Essa situação só agiganta a necessidade de o governo brasileiro sair das armadilhas nas quais se meteu. Se o pior acontecer lá fora, estaremos diante de um mundo ainda fragilizado pela crise de três anos atrás. Nos países mais ricos, os consumidores estão juntando os cacos, a confiança dos empresários está abalada e os investidores, muito ariscos.

Pura hipocrisia
Não se pode esquecer que, entre 2008 e 2009, o Brasil perdeu uma grande oportunidade para jogar as suas taxas de juros a patamares civilizados, entre 2% e 3% ao ano acima da inflação. Mas, ao exagerar na duração das medidas de incentivo ao consumo para turbinar a candidatura de Dilma à sua sucessão, o então presidente Lula mandou às favas o compromisso com o controle de preços. O BC interrompeu, antes do necessário, o aperto monetário e a gastança fiscal se multiplicou de forma alarmante.

Neste momento, sem o cataclisma global, não há a menor perspectiva de os juros caírem no Brasil. A inflação continuará acima do centro da meta (4,5%) até pelo menos a metade de 2013. Portanto, Dilma e todos os brasileiros terão de se contentar com taxas de crescimento bem abaixo do desejado.

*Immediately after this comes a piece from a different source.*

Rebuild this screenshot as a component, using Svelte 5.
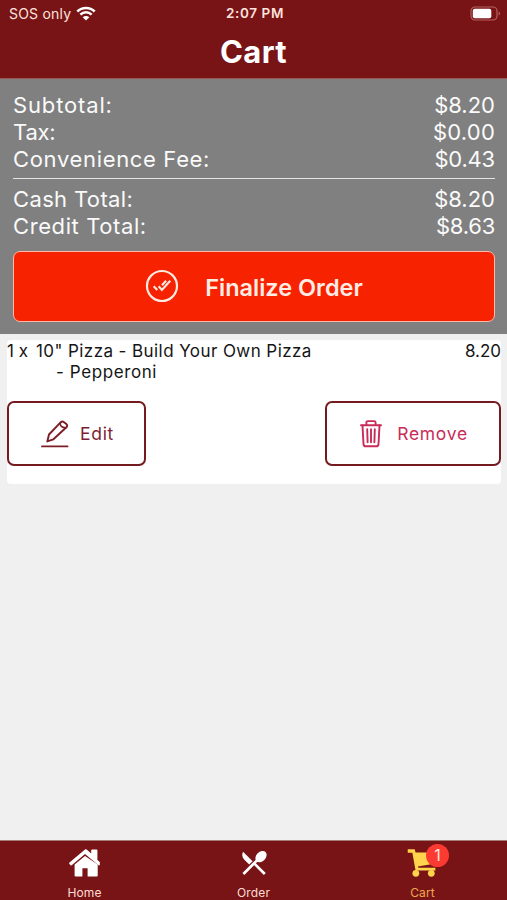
<script>
  let fees = [
    { label: 'Subtotal:', amount: '$8.20', labelSpace: 0.85, amountSpace: 0 },
    { label: 'Tax:', amount: '$0.00', labelSpace: -0.2, amountSpace: 0.2 },
    { label: 'Convenience Fee:', amount: '$0.43', labelSpace: 0.66, amountSpace: -0.2 }
  ];

  let totals = [
    { label: 'Cash Total:', amount: '$8.20', labelSpace: 0.36, amountSpace: 0 },
    { label: 'Credit Total:', amount: '$8.63', labelSpace: 0.6, amountSpace: -0.25 }
  ];

  let cart = [
    { qty: 1, name: '10" Pizza - Build Your Own Pizza', options: ['Pepperoni'], price: '8.20' }
  ];

  let activeTab = 'Cart';
</script>

{#snippet row(item)}
  <div class="row">
    <span style="letter-spacing: {item.labelSpace}px">{item.label}</span>
    <span style="letter-spacing: {item.amountSpace}px">{item.amount}</span>
  </div>
{/snippet}

<main class="screen">
  <header>
    <div class="status">
      <div class="network">
        <span>SOS only</span>
        <svg width="20" height="15" viewBox="0 0 20 15">
          <g fill="none" stroke="#fff" stroke-width="2.5">
            <path d="M1.3 5.5a12.3 12.3 0 0 1 17.4 0" />
            <path d="M4.4 8.7a7.9 7.9 0 0 1 11.2 0" />
          </g>
          <path d="M10 14.6l-3.3-3.3a4.7 4.7 0 0 1 6.6 0z" fill="#fff" />
        </svg>
      </div>
      <span class="time">2:07 PM</span>
      <svg class="battery" width="31" height="15" viewBox="0 0 31 15">
        <rect x="1" y="1" width="26" height="13" rx="4" fill="none" stroke="#b5615f" stroke-width="1.2" />
        <rect x="2.8" y="2.8" width="18.5" height="9.4" rx="2" fill="#fff" />
        <path d="M28.6 5.5q3 2 0 4z" fill="#b5615f" />
      </svg>
    </div>
    <h1>Cart</h1>
  </header>

  <section class="summary">
    {#each fees as item}
      {@render row(item)}
    {/each}
    <hr />
    {#each totals as item}
      {@render row(item)}
    {/each}
    <button class="finalize">
      <svg width="34" height="34" viewBox="0 0 34 34" fill="none" stroke="#ffe9e0">
        <circle cx="17" cy="17" r="15" stroke-width="2.2" />
        <path d="M8.7 17.3l3.6 3.7M13.7 17.2l3.2 3.8 8.4-9.2M17 16.2l4.1-4.4" stroke-width="2.1" />
      </svg>
      <span>Finalize Order</span>
    </button>
  </section>

  {#each cart as item}
    <article class="item">
      <div class="line">
        <span class="qty">{item.qty} x</span>
        <span class="name">{item.name}</span>
        <span class="price">{item.price}</span>
      </div>
      {#each item.options as option}
        <div class="option">- {option}</div>
      {/each}
      <div class="actions">
        <button class="edit">
          <svg width="28" height="28" viewBox="0 0 28 28" fill="none" stroke="#7d1e27" stroke-width="1.9" stroke-linecap="round" stroke-linejoin="round">
            <path d="M1 26.4h25.5" />
            <path d="M6.3 21.4l1.7-6.9L19.8 2.2q1.3-1.2 2.8-.3l2.8 2.2q1.4 1.3.3 2.9L12.4 19.3z" />
            <path d="M19.4 2.8q-1 4.6 5.6 5" stroke-width="1.6" />
          </svg>
          <span>Edit</span>
        </button>
        <button class="remove">
          <svg width="22" height="28" viewBox="0 0 22 28" fill="none" stroke="#c92c58" stroke-width="1.9" stroke-linecap="round" stroke-linejoin="round">
            <path d="M1 5.2h20M6.4 5V2.6q0-1.5 1.5-1.5h6.2q1.5 0 1.5 1.5V5" />
            <path d="M2.5 5.5l1 18.6q.1 2.2 2.2 2.2h10.6q2.1 0 2.2-2.2l1-18.6" />
            <path d="M7.2 9.3l.4 13M11 9.3v13M14.8 9.3l-.4 13" />
          </svg>
          <span>Remove</span>
        </button>
      </div>
    </article>
  {/each}

  <nav>
    <a href="#home" class:active={activeTab === 'Home'}>
      <svg width="32" height="28" viewBox="0 0 32 28" fill="currentColor">
        <path d="M16 .6L.5 13.6q-.6.6-.1 1.3l1 1.2q.6.7 1.3.1L16 5.1l13.5 11.1q.7.5 1.3-.1V13l-2.4-2.1V1.2q0-.8-.8-.8H23q-.8 0-.8.8v3.2L17.7.6q-.9-.7-1.7 0z" />
        <path d="M16 7L5.6 15.6v10.9q0 1 1 1h6.8v-8.3h5.2v8.3h9.1q1 0 1-1V15.6z" />
      </svg>
      <span>Home</span>
    </a>
    <a href="#order" class:active={activeTab === 'Order'}>
      <svg width="26" height="28" viewBox="0 0 26 28">
        <path d="M2 2.8q-2 4.4 1.4 8l4.8 4.8 3.4-3.4z" fill="currentColor" />
        <path d="M2.4 25L17 10.4M13.4 14.6L23.8 25" fill="none" stroke="currentColor" stroke-width="2.7" />
        <ellipse cx="20" cy="7.6" rx="6.4" ry="4.7" transform="rotate(-45 20 7.6)" fill="currentColor" />
      </svg>
      <span>Order</span>
    </a>
    <a href="#cart" class:active={activeTab === 'Cart'}>
      <svg width="32" height="29" viewBox="0 0 32 29" fill="currentColor">
        <path d="M.2.3h7.2l.9 3.2H29L27.2 15.2 10.6 18l.6 1.5h17.6v2.7H8.3L5 3.9H.2z" />
        <circle cx="8.6" cy="25.2" r="3.5" />
        <circle cx="24.6" cy="25.2" r="3.5" />
      </svg>
      <span>Cart</span>
      <b class="badge">1</b>
    </a>
  </nav>
</main>

<style>
  :global(body) {
    margin: 0;
  }

  .screen {
    display: flex;
    flex-direction: column;
    height: 900px;
    background: #f0f0f0;
    font-family: Inter, sans-serif;
  }

  header {
    height: 78px;
    flex: none;
    background: #781416;
    border-bottom: 1px solid #985654;
    color: #fff;
  }

  .status {
    display: grid;
    grid-template-columns: 1fr auto 1fr;
    align-items: center;
    height: 26px;
    padding: 0 6px 0 9px;
    font-size: 14px;
    color: #ffe2dc;
  }

  .network {
    display: flex;
    align-items: center;
    gap: 5px;
    letter-spacing: 0.2px;
  }

  .time {
    font-weight: 600;
    font-size: 13.5px;
    letter-spacing: 0.6px;
  }

  .battery {
    justify-self: end;
  }

  h1 {
    margin: 7px 0 0;
    text-align: center;
    font-size: 31px;
    line-height: 38px;
    font-weight: 700;
    letter-spacing: 0.4px;
  }

  .summary {
    height: 255px;
    flex: none;
    box-sizing: border-box;
    padding: 13px 12px 0 13px;
    background: #808080;
    color: #fafafa;
  }

  .row {
    display: flex;
    justify-content: space-between;
    font-size: 22px;
    line-height: 27px;
  }

  hr {
    margin: 5px 0 7px;
    border: 0;
    height: 1px;
    background: #e4e4e4;
  }

  button {
    display: flex;
    align-items: center;
    justify-content: center;
    box-sizing: border-box;
    padding: 0;
    font-family: inherit;
  }

  .finalize {
    width: 100%;
    height: 71px;
    margin-top: 11px;
    padding-bottom: 1px;
    gap: 26px;
    border: 1.5px solid #ffb9a9;
    border-radius: 7px;
    background: #f72300;
    color: #ffece4;
    font-size: 23.5px;
    font-weight: 600;
  }

  .finalize span {
    padding-top: 2px;
  }

  .item {
    margin: 6px 6px 0 7px;
    padding-top: 1px;
    height: 144px;
    box-sizing: border-box;
    border-radius: 4px;
    background: #fff;
    color: #151515;
    font-size: 17px;
    line-height: 21px;
  }

  .line {
    display: flex;
  }

  .qty {
    width: 29px;
  }

  .name {
    letter-spacing: 0.42px;
  }

  .price {
    margin-left: auto;
  }

  .option {
    padding-left: 49px;
    letter-spacing: 0.6px;
  }

  .actions {
    display: flex;
    justify-content: space-between;
    margin-top: 18px;
  }

  .actions button {
    height: 65px;
    padding-left: 2px;
    border: 2px solid #751b20;
    border-radius: 7px;
    background: #fff;
    font-size: 17.5px;
    letter-spacing: 0.7px;
  }

  .actions .edit {
    width: 139px;
    gap: 11px;
    color: #7d1e35;
  }

  .actions .remove {
    width: 176px;
    gap: 15px;
    color: #c92c58;
  }

  nav {
    display: grid;
    grid-template-columns: repeat(3, 1fr);
    height: 59px;
    margin-top: auto;
    border-top: 1px solid #a57e77;
    background: #781416;
  }

  nav a {
    position: relative;
    display: flex;
    flex-direction: column;
    align-items: center;
    color: #fff;
    font-size: 12px;
    text-decoration: none;
  }

  nav svg {
    height: 28px;
    margin-top: 8px;
  }

  nav a span {
    margin-top: 8px;
    line-height: 15px;
    letter-spacing: 0.15px;
    color: #ffdcd5;
  }

  nav a.active {
    color: #ffd44c;
  }

  nav a.active span {
    color: #efa84f;
  }

  .badge {
    position: absolute;
    left: 88px;
    top: 3px;
    width: 23px;
    height: 23px;
    border-radius: 50%;
    background: #fb3b32;
    color: #ffe4dd;
    font-size: 16px;
    font-weight: 400;
    line-height: 23px;
    text-align: center;
  }
</style>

Dados do BC mostram que, para o Índice de Preços ao Consumidor Amplo (IPCA) ficar dentro dos parâmetros definidos pelo governo, o incremento do PIB terá de se manter abaixo de 4%.

Diante de tanta restrição, Dilma corre o risco de fazer uma administração medíocre. Felizmente, ainda há tempo de o governo acordar para o dever de casa. A começar por enquadrar o Ministério da Fazenda, que precisa melhorar a qualidade dos gastos públicos e parar de jogar contra a política monetária. De nada adianta o ministro Guido Mantega posar ao lado do presidente do BC, Alexandre Tombini, como se estivessem em sintonia pura. Não passa de hipocrisia.